'Boys Don't Cry' and the uneven legacy of protections for transgender Americans
Washington (CNN)On its debut 20 years ago this month, Kimberly Peirce's movie "Boys Don't Cry" cast a rare spotlight on the experiences of a transgender man for a wide audience. The film continues to do this, if controversially, but the anniversary also pulls into focus the uneven legacy of protections for transgender Americans in the two decades since its release.
"Boys Don't Cry" is a dramatization of the real-life story of Brandon Teena, a 21-year-old transgender man who, in 1993, was raped and later murdered near the small Nebraska town of Falls City. As with Matthew Shepard, the young gay man who five years later was brutally tortured in Wyoming before dying of his injuries in Colorado, Teena became a symbol of the consequences of unchecked bigotry, and his death fueled renewed conversation around and pushes for extending the scope of America's anti-hate crime legislation.
In important ways, these efforts eventually paid off. In 2009, former President Barack Obama signed the Matthew Shepard and James Byrd Jr. Hate Crimes Prevention Act, which expanded a federal hate crimes law to include crimes motivated by a victim's actual or perceived gender, sexual orientation, gender identity, or disability. (In 1998, three white supremacists chained Byrd, a black man, to a truck and dragged him to death.)

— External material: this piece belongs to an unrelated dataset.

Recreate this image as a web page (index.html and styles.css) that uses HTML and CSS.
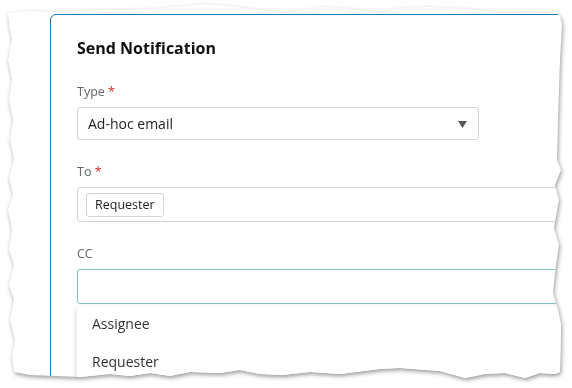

"Transgender people have been waiting so many years for assistance from the federal government in addressing the rampant and disproportional violence that we face," Mara Keisling, the executive director of the National Center for Transgender Equality, said in 2009 of the bill's signing, referring to the paucity of state-level anti-hate crime legislation at the time. "Today we move one step closer to our goal of ending violence motivated by hatred."

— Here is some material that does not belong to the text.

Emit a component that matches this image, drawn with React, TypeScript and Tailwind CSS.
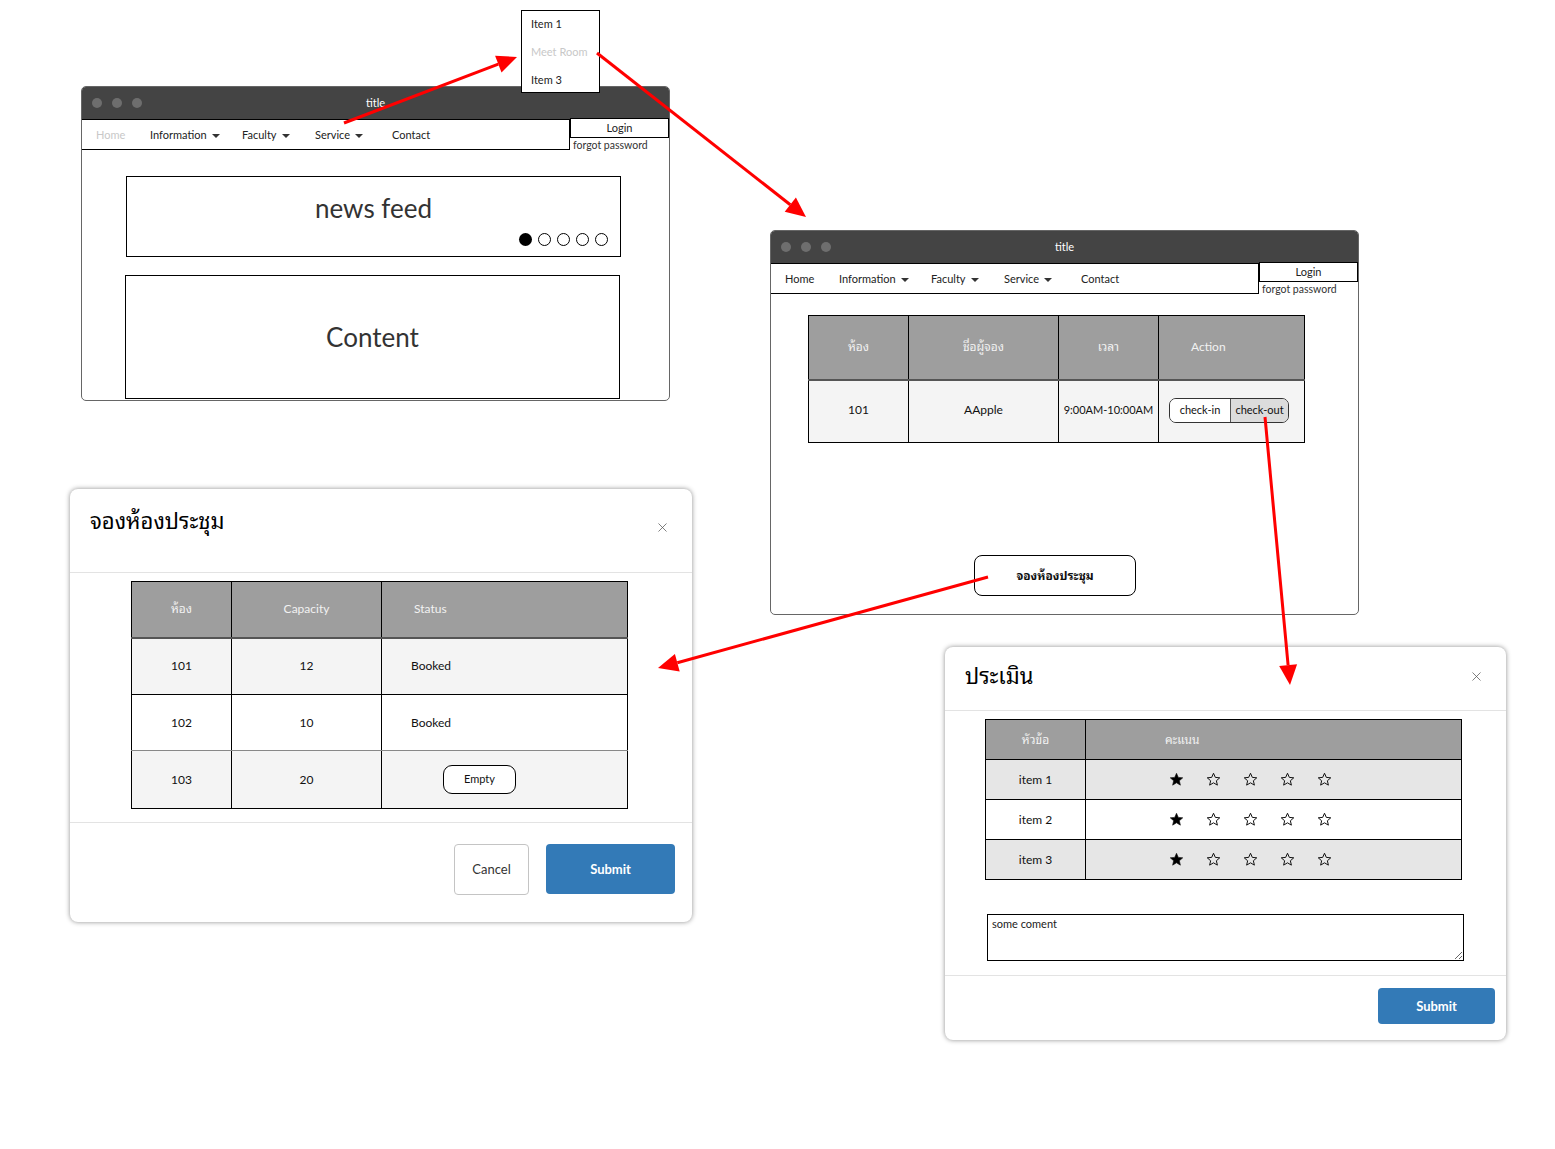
import React from "react";
import { X } from "lucide-react";

const Caret = () => (
  <span className="ml-[5px] inline-block h-0 w-0 border-x-[4px] border-t-[4px] border-x-transparent border-t-[#333] align-middle" />
);

function TitleBar() {
  return (
    <div className="grid h-[32px] shrink-0 grid-cols-[1fr_auto_1fr] items-center bg-[#444]">
      <div className="flex gap-[10px] pl-[10px]">
        <span className="h-[10px] w-[10px] rounded-full bg-[#6e6e6e]" />
        <span className="h-[10px] w-[10px] rounded-full bg-[#6e6e6e]" />
        <span className="h-[10px] w-[10px] rounded-full bg-[#6e6e6e]" />
      </div>
      <div className="text-[11px] text-white">title</div>
      <div />
    </div>
  );
}

function Nav({ homeGray }: { homeGray?: boolean }) {
  return (
    <div className="flex h-[31px] shrink-0">
      <div className="flex h-[31px] w-[488px] items-center border-y border-r border-black pl-[14px] pt-[1px] text-[11px] text-[#222]">
        <span className={"w-[54px] " + (homeGray ? "text-[#c8c8c8]" : "text-[#222]")}>Home</span>
        <span className="w-[92px]">
          Information
          <Caret />
        </span>
        <span className="w-[73px]">
          Faculty
          <Caret />
        </span>
        <span className="w-[77px]">
          Service
          <Caret />
        </span>
        <span>Contact</span>
      </div>
      <div className="-mt-[1px] flex h-[31px] w-[99px] flex-col">
        <div className="flex h-[20px] shrink-0 items-center justify-center border border-black text-[11px] text-[#222]">Login</div>
        <div className="shrink-0 whitespace-nowrap pl-[3px] text-[10.5px] leading-[15px] text-[#333]">forgot password</div>
      </div>
    </div>
  );
}

function Star({ filled }: { filled?: boolean }) {
  return (
    <svg width="15" height="15" viewBox="0 0 24 24">
      <polygon
        points="12,2 14.9,8.6 22,9.3 16.6,14 18.2,21 12,17.3 5.8,21 7.4,14 2,9.3 9.1,8.6"
        fill={filled ? "#000" : "none"}
        stroke="#111"
        strokeWidth={filled ? 1 : 1.6}
        strokeLinejoin="round"
      />
    </svg>
  );
}

function Modal({
  left,
  top,
  width,
  height,
  title,
  headerH,
  titlePt,
  xMt,
  children,
}: {
  left: string;
  top: string;
  width: string;
  height: string;
  title: string;
  headerH: string;
  titlePt: string;
  xMt: string;
  children: React.ReactNode;
}) {
  return (
    <div
      className={
        "absolute flex flex-col rounded-[8px] bg-white shadow-[0_0_5px_rgba(0,0,0,0.45)] " +
        left +
        " " +
        top +
        " " +
        width +
        " " +
        height
      }
    >
      <div className={"flex shrink-0 items-start justify-between border-b border-[#e3e3e3] pl-[20px] pr-[22px] " + headerH + " " + titlePt}>
        <div className="text-[22px] leading-[26px] text-black">{title}</div>
        <X size={15} strokeWidth={1.2} className={"text-[#555] " + xMt} />
      </div>
      {children}
    </div>
  );
}

export default function App() {
  return (
    <div className="relative h-[1149px] w-[1555px] overflow-hidden bg-white font-[family-name:Lato,'Noto_Sans_Thai_Looped','Tlwg_Typo','Garuda','Loma','Noto_Sans_Thai','Noto_Sans',sans-serif] text-[#111]">
      {/* Window 1 */}
      <div className="absolute left-[81px] top-[86px] flex h-[315px] w-[589px] flex-col overflow-hidden rounded-[5px] border border-[#666] bg-white">
        <TitleBar />
        <Nav homeGray />
        <div className="flex flex-col pl-[44px] pt-[26px]">
          <div className="flex h-[81px] w-[495px] flex-col border border-black">
            <div className="pt-[15px] text-center text-[26px] leading-[32px] text-[#333]">news feed</div>
            <div className="mt-[9px] flex justify-end gap-[6px] pr-[12px]">
              <span className="h-[13px] w-[13px] rounded-full bg-black" />
              <span className="h-[13px] w-[13px] rounded-full border border-black" />
              <span className="h-[13px] w-[13px] rounded-full border border-black" />
              <span className="h-[13px] w-[13px] rounded-full border border-black" />
              <span className="h-[13px] w-[13px] rounded-full border border-black" />
            </div>
          </div>
          <div className="-ml-[1px] mt-[18px] flex h-[124px] w-[495px] items-center justify-center border border-black text-[26px] text-[#333]">
            Content
          </div>
        </div>
      </div>

      {/* Dropdown menu */}
      <div className="absolute left-[521px] top-[10px] flex h-[83px] w-[79px] flex-col overflow-visible border border-black bg-white pl-[9px] text-[11px]">
        <div className="-mt-[1px] flex h-[28px] shrink-0 items-center text-[#222]">Item 1</div>
        <div className="flex h-[28px] shrink-0 items-center text-[#c8c8c8]">Meet Room</div>
        <div className="flex h-[28px] shrink-0 items-center text-[#222]">Item 3</div>
      </div>

      {/* Window 2 */}
      <div className="absolute left-[770px] top-[230px] flex h-[385px] w-[589px] flex-col overflow-hidden rounded-[5px] border border-[#666] bg-white">
        <TitleBar />
        <Nav />
        <div className="flex flex-col pl-[37px] pt-[21px]">
          <table className="w-[497px] border-collapse text-[12px]">
            <thead>
              <tr className="h-[64px] bg-[#9e9e9e] text-[#f2f2f2]">
                <th className="w-[100px] border border-black border-b-2 border-b-[#555] text-center font-normal">ห้อง</th>
                <th className="w-[150px] border border-black border-b-2 border-b-[#555] text-center font-normal">ชื่อผู้จอง</th>
                <th className="w-[100px] border border-black border-b-2 border-b-[#555] text-center font-normal">เวลา</th>
                <th className="border border-black border-b-2 border-b-[#555] pl-[32px] text-left font-normal">Action</th>
              </tr>
            </thead>
            <tbody>
              <tr className="h-[63px] bg-[#f4f4f4]">
                <td className="border border-black pb-[2px] text-center">101</td>
                <td className="border border-black pb-[2px] text-center">AApple</td>
                <td className="whitespace-nowrap border border-black pb-[2px] text-center text-[11px]">9:00AM-10:00AM</td>
                <td className="border border-black pb-[2px] pl-[10px]">
                  <div className="flex h-[25px] w-[120px] overflow-hidden rounded-[7px] border border-[#333] text-[11px]">
                    <div className="flex w-[60px] items-center justify-center bg-white">check-in</div>
                    <div className="flex flex-1 items-center justify-center border-l border-[#555] bg-[#dcdcdc]">check-out</div>
                  </div>
                </td>
              </tr>
            </tbody>
          </table>
          <div className="ml-[166px] mt-[112px] flex h-[41px] w-[162px] items-center justify-center rounded-[8px] border border-black text-[12px] font-bold">
            จองห้องประชุม
          </div>
        </div>
      </div>

      {/* Modal 1 */}
      <Modal
        left="left-[70px]"
        top="top-[489px]"
        width="w-[622px]"
        height="h-[433px]"
        title="จองห้องประชุม"
        headerH="h-[84px]"
        titlePt="pt-[19px]"
        xMt="mt-[12px]"
      >
        <div className="flex border-b border-[#e3e3e3] pb-[13px] pl-[61px] pt-[8px]">
          <table className="w-[497px] border-collapse text-[12px]">
            <thead>
              <tr className="h-[56px] bg-[#9e9e9e] text-[#f2f2f2]">
                <th className="w-[100px] border border-black border-b-2 border-b-[#555] text-center font-normal">ห้อง</th>
                <th className="w-[150px] border border-black border-b-2 border-b-[#555] text-center font-normal">Capacity</th>
                <th className="border border-black border-b-2 border-b-[#555] pl-[32px] text-left font-normal">Status</th>
              </tr>
            </thead>
            <tbody>
              <tr className="h-[57px] bg-[#f4f4f4]">
                <td className="border border-black text-center">101</td>
                <td className="border border-black text-center">12</td>
                <td className="border border-black pl-[29px]">Booked</td>
              </tr>
              <tr className="h-[56px] bg-white">
                <td className="border border-black border-b-[#888] text-center">102</td>
                <td className="border border-black border-b-[#888] text-center">10</td>
                <td className="border border-black border-b-[#888] pl-[29px]">Booked</td>
              </tr>
              <tr className="h-[58px] bg-[#f4f4f4]">
                <td className="border border-black text-center">103</td>
                <td className="border border-black text-center">20</td>
                <td className="border border-black pl-[61px]">
                  <div className="flex h-[29px] w-[73px] items-center justify-center rounded-[9px] border border-black bg-white text-[11px]">
                    Empty
                  </div>
                </td>
              </tr>
            </tbody>
          </table>
        </div>
        <div className="flex justify-end gap-[17px] pr-[17px] pt-[21px]">
          <div className="flex h-[51px] w-[75px] items-center justify-center rounded-[4px] border border-[#c4c4c4] text-[13px] text-[#333]">
            Cancel
          </div>
          <div className="flex h-[50px] w-[129px] items-center justify-center rounded-[4px] bg-[#337ab7] pt-[2px] text-[13px] font-bold text-white">
            Submit
          </div>
        </div>
      </Modal>

      {/* Modal 2 */}
      <Modal
        left="left-[945px]"
        top="top-[647px]"
        width="w-[561px]"
        height="h-[393px]"
        title="ประเมิน"
        headerH="h-[64px]"
        titlePt="pt-[16px]"
        xMt="mt-[6px]"
      >
        <div className="flex flex-col border-b border-[#e3e3e3] pb-[14px] pl-[40px] pt-[8px]">
          <table className="w-[477px] border-collapse text-[12px]">
            <thead>
              <tr className="h-[40px] bg-[#9e9e9e] text-[#f2f2f2]">
                <th className="w-[100px] border border-black text-center font-normal">หัวข้อ</th>
                <th className="border border-black pl-[79px] text-left font-normal">คะแนน</th>
              </tr>
            </thead>
            <tbody>
              {["item 1", "item 2", "item 3"].map((it, i) => (
                <tr key={it} className={"h-[40px] " + (i === 1 ? "bg-white" : "bg-[#e6e6e6]")}>
                  <td className="border border-black text-center">{it}</td>
                  <td className="border border-black pl-[83px]">
                    <div className="flex items-center gap-[22px]">
                      <Star filled />
                      <Star />
                      <Star />
                      <Star />
                      <Star />
                    </div>
                  </td>
                </tr>
              ))}
            </tbody>
          </table>
          <textarea
            defaultValue="some coment"
            className="ml-[2px] mt-[34px] h-[47px] w-[477px] border border-black px-[4px] py-[1px] text-[11px] leading-[15px] text-[#222] outline-none"
          />
        </div>
        <div className="flex justify-end pr-[11px] pt-[12px]">
          <div className="flex h-[36px] w-[117px] items-center justify-center rounded-[4px] bg-[#337ab7] pt-[2px] text-[13px] font-bold text-white">
            Submit
          </div>
        </div>
      </Modal>

      {/* Arrows */}
      <svg className="pointer-events-none absolute left-0 top-0" width="1555" height="1149">
        <g stroke="#f00" strokeWidth="3" fill="none">
          <line x1="344" y1="123" x2="498.3" y2="64.1" />
          <line x1="597" y1="53" x2="790.3" y2="204.7" />
          <line x1="988" y1="577" x2="677.3" y2="662.7" />
          <line x1="1265" y1="417" x2="1288.1" y2="665.1" />
        </g>
        <g fill="#f00">
          <polygon points="517,57 501.5,72.5 495.1,55.7" />
          <polygon points="806,217 784.7,211.8 795.9,197.6" />
          <polygon points="658,668 674.9,654 679.7,671.4" />
          <polygon points="1290,685 1279.2,665.9 1297.1,664.3" />
        </g>
      </svg>
    </div>
  );
}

That's now being reversed.
One of President Donald Trump's first acts in office was to rescind Obama-era federal protections for transgender students. And this year alone, various other protections for transgender people -- such as access to Obamacare and Department of Housing and Urban Development-funded homeless shelters -- have been threatened, often via rulings that seek to remove gender identity in federal anti-discrimination regulations.
"We find it interesting and hypocritical that (Attorney General William Barr) would invite us to this event commemorating a hate crime law named after our son and Mr. Byrd, while at the same time asking the Supreme Court to allow the legalized firing of transgender employees," read a speech from Shepard's parents last week.
Indeed, the profound insecurity plaguing transgender Americans was also pointed out at CNN's recent LGBTQ town hall, which activists interrupted, rightly, on multiple occasions to draw vital attention to the unique violence aimed at transgender women of color -- underscoring the extent to which transgender people are still fighting for recognition and protection.
The journalist Donna Minkowitz, whose 1994 article for The Village Voice brought Teena's death to the country's attention and inspired Peirce's movie, has had her own reckoning with this slice of queer history. More specifically, writing again for the paper last year, she explained how her story was "the most insensitive and inaccurate piece of journalism I have ever written," highlighting how she had misgendered Teena and framed him as "a lesbian who hated 'her' body because of prior experiences of childhood sexual abuse and rape."
You could think of Minkowitz's mea culpa as a sign of America's broader progress on this front -- of its attempts to correct a history of political and social messaging that has worked against transgender people, that has smothered the "T" into silence.
And yet, despite the litany of milestones reached in the 20 years since "Boys Don't Cry" made certain transgender experiences visible, the precariousness of these lives remains, as former Vice President Joe Biden has put it, "the civil rights issue of our time."
Take, for instance, the persistent police harassment of transgender people. Often referred to as "walking while trans," this pattern of abuse hinges on the assumption that anyone perceived as transgender must be engaging in, or loitering for the purpose of, sex work -- a result of the crosshatching stigmas that hang over sex workers and transgender identities.
"Whether you are 'ho-ing or not 'ho-ing, even if you look like you might be trans, you are going to jail," a transgender woman named Tiffaney Grissom told the journalist Melissa Gira Grant in 2016. This reality has pushed transgender-rights advocates to campaign to decriminalize sex work and, in the meantime, take safety into their own hands.
Teena, notably, also faced disturbing law enforcement misconduct, including while he was reporting his rape. Susan Muska and Gréta Olafsdóttir's 1998 documentary, "The Brandon Teena Story," charts some of the cruelty inflicted on him by then-Sheriff Charles Laux.
"By the time you read this, I'll be back home in Lincoln," Teena says in a voiceover at the end of "Boys Don't Cry," addressing his girlfriend. "I'm scared of what's ahead, but when I think of you, I know I'll be able to go on."
Two decades after the film's release, these words, which Teena delivers with a kind of hope that's all the more poignant for how much the world has tried to rob him of it, feel almost like a plea: to remember that the lives cut down by hatred are more than symbols, to resist the allure of complacency in the struggle for LGBTQ rights. Because there are still people scraping for their very existences -- trying to go on -- as their country works to make that fight as hard and as awful as possible.